>>>>

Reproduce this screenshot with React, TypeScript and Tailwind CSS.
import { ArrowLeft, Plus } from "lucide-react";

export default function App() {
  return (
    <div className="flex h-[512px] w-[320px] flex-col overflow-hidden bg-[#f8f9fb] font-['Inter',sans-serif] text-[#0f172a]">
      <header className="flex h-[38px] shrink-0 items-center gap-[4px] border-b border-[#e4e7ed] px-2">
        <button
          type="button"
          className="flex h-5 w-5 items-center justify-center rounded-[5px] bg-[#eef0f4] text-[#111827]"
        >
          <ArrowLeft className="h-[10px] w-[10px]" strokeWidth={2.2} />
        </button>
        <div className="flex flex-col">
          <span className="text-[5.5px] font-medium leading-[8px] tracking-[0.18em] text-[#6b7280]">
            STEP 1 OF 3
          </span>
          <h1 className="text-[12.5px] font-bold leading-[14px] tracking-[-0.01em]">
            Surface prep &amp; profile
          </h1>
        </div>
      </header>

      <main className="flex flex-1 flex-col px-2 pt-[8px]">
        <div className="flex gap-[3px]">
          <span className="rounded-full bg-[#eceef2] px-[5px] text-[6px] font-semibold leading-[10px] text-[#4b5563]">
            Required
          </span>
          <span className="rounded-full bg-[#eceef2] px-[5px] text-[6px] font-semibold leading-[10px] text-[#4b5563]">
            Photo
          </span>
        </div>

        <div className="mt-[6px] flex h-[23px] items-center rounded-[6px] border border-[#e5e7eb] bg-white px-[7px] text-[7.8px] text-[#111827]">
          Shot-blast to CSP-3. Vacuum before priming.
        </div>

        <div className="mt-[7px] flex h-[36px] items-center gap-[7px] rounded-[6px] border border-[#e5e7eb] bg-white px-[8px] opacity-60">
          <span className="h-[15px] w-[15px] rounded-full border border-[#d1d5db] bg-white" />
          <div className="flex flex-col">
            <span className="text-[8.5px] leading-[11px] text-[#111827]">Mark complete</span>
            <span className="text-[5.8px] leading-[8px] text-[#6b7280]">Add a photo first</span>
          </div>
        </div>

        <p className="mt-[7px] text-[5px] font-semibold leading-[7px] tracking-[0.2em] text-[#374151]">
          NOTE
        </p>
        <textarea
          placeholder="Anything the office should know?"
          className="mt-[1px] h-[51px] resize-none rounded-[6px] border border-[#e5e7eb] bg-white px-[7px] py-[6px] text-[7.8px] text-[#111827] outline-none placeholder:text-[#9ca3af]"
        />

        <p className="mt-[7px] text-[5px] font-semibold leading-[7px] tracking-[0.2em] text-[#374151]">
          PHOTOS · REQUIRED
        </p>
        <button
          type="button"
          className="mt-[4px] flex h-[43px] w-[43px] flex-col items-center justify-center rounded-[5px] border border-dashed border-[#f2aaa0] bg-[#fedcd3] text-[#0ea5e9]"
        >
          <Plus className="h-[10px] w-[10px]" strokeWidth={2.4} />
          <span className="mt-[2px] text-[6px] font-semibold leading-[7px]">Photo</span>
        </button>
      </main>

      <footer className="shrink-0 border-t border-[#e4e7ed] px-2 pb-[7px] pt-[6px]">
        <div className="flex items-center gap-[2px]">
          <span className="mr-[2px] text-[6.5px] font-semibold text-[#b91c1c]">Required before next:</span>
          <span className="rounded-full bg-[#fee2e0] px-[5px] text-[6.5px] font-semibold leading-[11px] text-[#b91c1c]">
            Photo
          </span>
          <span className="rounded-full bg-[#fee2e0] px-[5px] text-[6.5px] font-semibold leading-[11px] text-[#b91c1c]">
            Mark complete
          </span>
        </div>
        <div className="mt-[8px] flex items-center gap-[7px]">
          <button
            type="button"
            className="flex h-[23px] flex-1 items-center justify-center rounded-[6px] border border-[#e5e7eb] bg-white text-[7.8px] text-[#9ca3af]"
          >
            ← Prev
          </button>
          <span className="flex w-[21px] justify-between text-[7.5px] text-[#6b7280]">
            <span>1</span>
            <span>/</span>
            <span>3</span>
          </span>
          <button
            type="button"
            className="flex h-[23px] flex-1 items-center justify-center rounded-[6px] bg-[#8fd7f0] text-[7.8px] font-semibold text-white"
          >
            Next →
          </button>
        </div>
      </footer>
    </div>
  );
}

<<<<

| YOUR OBJECTIVE |
Reproduce the material above without altering a single character.

| RESPONSE TO THE TASK |
Reproduce this screenshot with React, TypeScript and Tailwind CSS.
import { ArrowLeft, Plus } from "lucide-react";

export default function App() {
  return (
    <div className="flex h-[512px] w-[320px] flex-col overflow-hidden bg-[#f8f9fb] font-['Inter',sans-serif] text-[#0f172a]">
      <header className="flex h-[38px] shrink-0 items-center gap-[4px] border-b border-[#e4e7ed] px-2">
        <button
          type="button"
          className="flex h-5 w-5 items-center justify-center rounded-[5px] bg-[#eef0f4] text-[#111827]"
        >
          <ArrowLeft className="h-[10px] w-[10px]" strokeWidth={2.2} />
        </button>
        <div className="flex flex-col">
          <span className="text-[5.5px] font-medium leading-[8px] tracking-[0.18em] text-[#6b7280]">
            STEP 1 OF 3
          </span>
          <h1 className="text-[12.5px] font-bold leading-[14px] tracking-[-0.01em]">
            Surface prep &amp; profile
          </h1>
        </div>
      </header>

      <main className="flex flex-1 flex-col px-2 pt-[8px]">
        <div className="flex gap-[3px]">
          <span className="rounded-full bg-[#eceef2] px-[5px] text-[6px] font-semibold leading-[10px] text-[#4b5563]">
            Required
          </span>
          <span className="rounded-full bg-[#eceef2] px-[5px] text-[6px] font-semibold leading-[10px] text-[#4b5563]">
            Photo
          </span>
        </div>

        <div className="mt-[6px] flex h-[23px] items-center rounded-[6px] border border-[#e5e7eb] bg-white px-[7px] text-[7.8px] text-[#111827]">
          Shot-blast to CSP-3. Vacuum before priming.
        </div>

        <div className="mt-[7px] flex h-[36px] items-center gap-[7px] rounded-[6px] border border-[#e5e7eb] bg-white px-[8px] opacity-60">
          <span className="h-[15px] w-[15px] rounded-full border border-[#d1d5db] bg-white" />
          <div className="flex flex-col">
            <span className="text-[8.5px] leading-[11px] text-[#111827]">Mark complete</span>
            <span className="text-[5.8px] leading-[8px] text-[#6b7280]">Add a photo first</span>
          </div>
        </div>

        <p className="mt-[7px] text-[5px] font-semibold leading-[7px] tracking-[0.2em] text-[#374151]">
          NOTE
        </p>
        <textarea
          placeholder="Anything the office should know?"
          className="mt-[1px] h-[51px] resize-none rounded-[6px] border border-[#e5e7eb] bg-white px-[7px] py-[6px] text-[7.8px] text-[#111827] outline-none placeholder:text-[#9ca3af]"
        />

        <p className="mt-[7px] text-[5px] font-semibold leading-[7px] tracking-[0.2em] text-[#374151]">
          PHOTOS · REQUIRED
        </p>
        <button
          type="button"
          className="mt-[4px] flex h-[43px] w-[43px] flex-col items-center justify-center rounded-[5px] border border-dashed border-[#f2aaa0] bg-[#fedcd3] text-[#0ea5e9]"
        >
          <Plus className="h-[10px] w-[10px]" strokeWidth={2.4} />
          <span className="mt-[2px] text-[6px] font-semibold leading-[7px]">Photo</span>
        </button>
      </main>

      <footer className="shrink-0 border-t border-[#e4e7ed] px-2 pb-[7px] pt-[6px]">
        <div className="flex items-center gap-[2px]">
          <span className="mr-[2px] text-[6.5px] font-semibold text-[#b91c1c]">Required before next:</span>
          <span className="rounded-full bg-[#fee2e0] px-[5px] text-[6.5px] font-semibold leading-[11px] text-[#b91c1c]">
            Photo
          </span>
          <span className="rounded-full bg-[#fee2e0] px-[5px] text-[6.5px] font-semibold leading-[11px] text-[#b91c1c]">
            Mark complete
          </span>
        </div>
        <div className="mt-[8px] flex items-center gap-[7px]">
          <button
            type="button"
            className="flex h-[23px] flex-1 items-center justify-center rounded-[6px] border border-[#e5e7eb] bg-white text-[7.8px] text-[#9ca3af]"
          >
            ← Prev
          </button>
          <span className="flex w-[21px] justify-between text-[7.5px] text-[#6b7280]">
            <span>1</span>
            <span>/</span>
            <span>3</span>
          </span>
          <button
            type="button"
            className="flex h-[23px] flex-1 items-center justify-center rounded-[6px] bg-[#8fd7f0] text-[7.8px] font-semibold text-white"
          >
            Next →
          </button>
        </div>
      </footer>
    </div>
  );
}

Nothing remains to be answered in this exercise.